Em vez disso, houve tentativas de desembaraço das joias por meio de “carteiradas”, de acordo com o jornal O Estado de S. Paulo, que revelou o caso —como a do envio a Guarulhos, a três dias do fim do mandato de Jair Bolsonaro, em 29 de dezembro, do militar Jairo Moreira da Silva em um avião da Força Aérea Brasileira para “atender demandas do senhor presidente da República naquela cidade”.
O então secretário especial da Receita Federal, Julio Cesar Vieira Gomes, acabou nomeado em 30 de dezembro para a Embaixada do Brasil em Paris, o que foi revogado posteriormente no governo Lula.
A retirada das joias sem que houvesse a formalização de que elas iriam compor o patrimônio da União só seria possível com o pagamento do tributo de 50% e de multa de outros 50% pela tentativa de sonegação —ou seja, praticamente os R$ 16,5 milhões, pelos cálculos da Receita.
De acordo com integrantes do Fisco e especialistas ouvidos pela Folha, entre eles Dão Real Pereira dos Santos, diretor de Relações Internacionais e Intersindicais do Sindifisco (Sindicato Nacional dos Auditores Fiscais da Receita), os caminhos legais para traslado de presentes dados por autoridades estrangeiras a autoridades nacionais são outros.

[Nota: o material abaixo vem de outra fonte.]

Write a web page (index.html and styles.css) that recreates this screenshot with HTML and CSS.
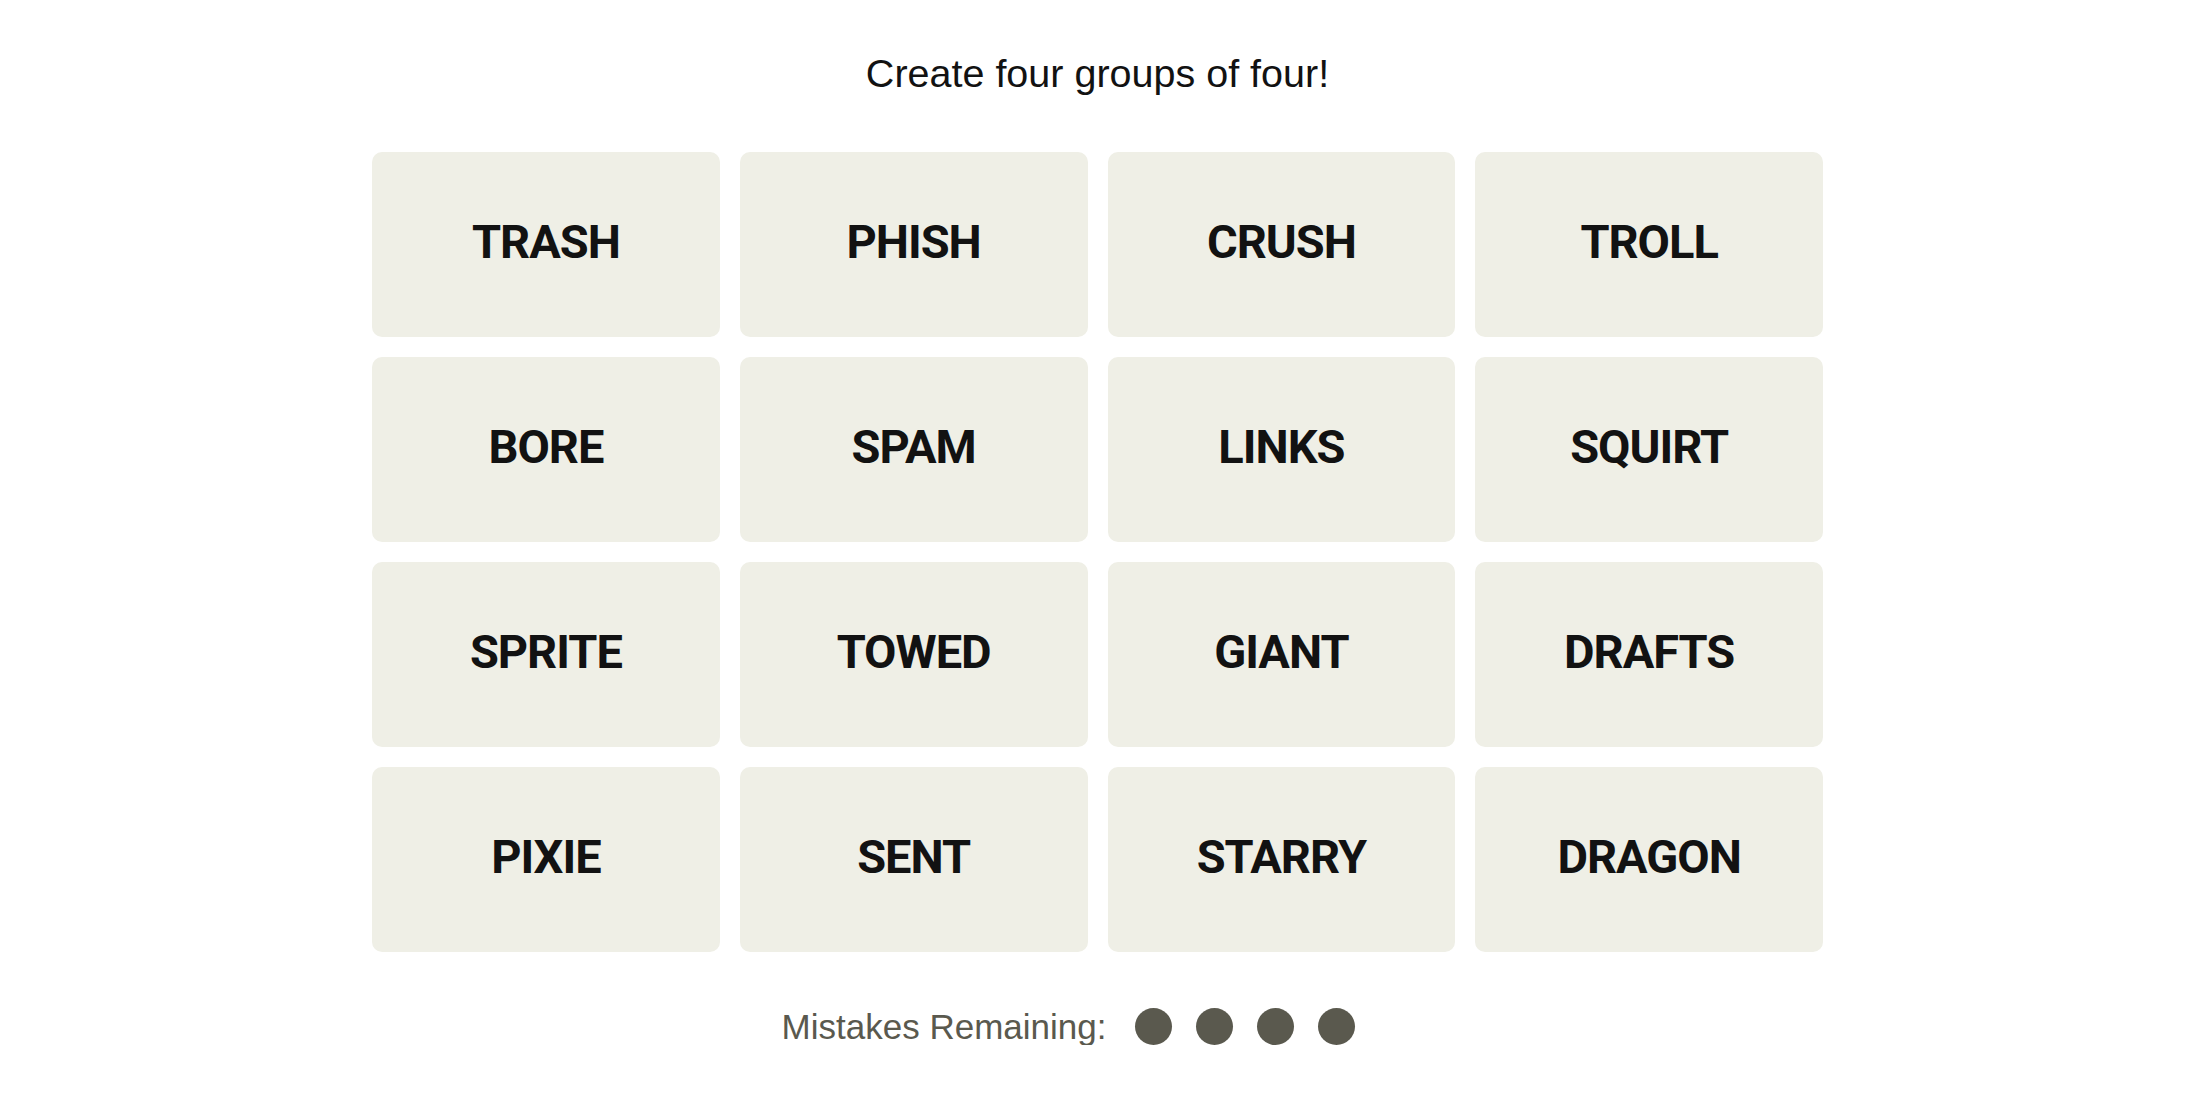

O mais aconselhável é o despacho por transportadora, ou pela própria companhia aérea, como serviço de transporte. O material seria então encaminhado para a alfândega brasileira acompanhado do respectivo “conhecimento de transporte” (artigo 40 do Regulamento Aduaneiro).
Com isso, caberia ao governo retirar o material após cumprir algumas exigências, entre elas a prova de que o bem será incorporado ao patrimônio público.
“Mesmo trazendo ele próprio as joias, ele deveria informar na alfândega que não se tratava de bagagem, mas de um presente. As joias ficariam na alfândega por até 90 dias, para procedimento de despacho aduaneiro”, afirma Dão.
“Se o presente era para o governo, o governo deveria registrar uma declaração de importação tendo como documento de instrução alguma carta ou documento que demonstrasse ser realmente um presente. Neste caso não há tributos, pois os órgãos públicos têm imunidade.”
Caso a comitiva informasse na área de alfândega que o presente se destinava a acervo particular, de Michelle ou de Bolsonaro, por exemplo, também deveria ser registrada a declaração de importação e a realização de despachos aduaneiros.
Neste caso, porém, haveria a cobrança de diversos tributos, normais para esse tipo de produto, como Imposto de Importação, IPI, PIS e Cofins.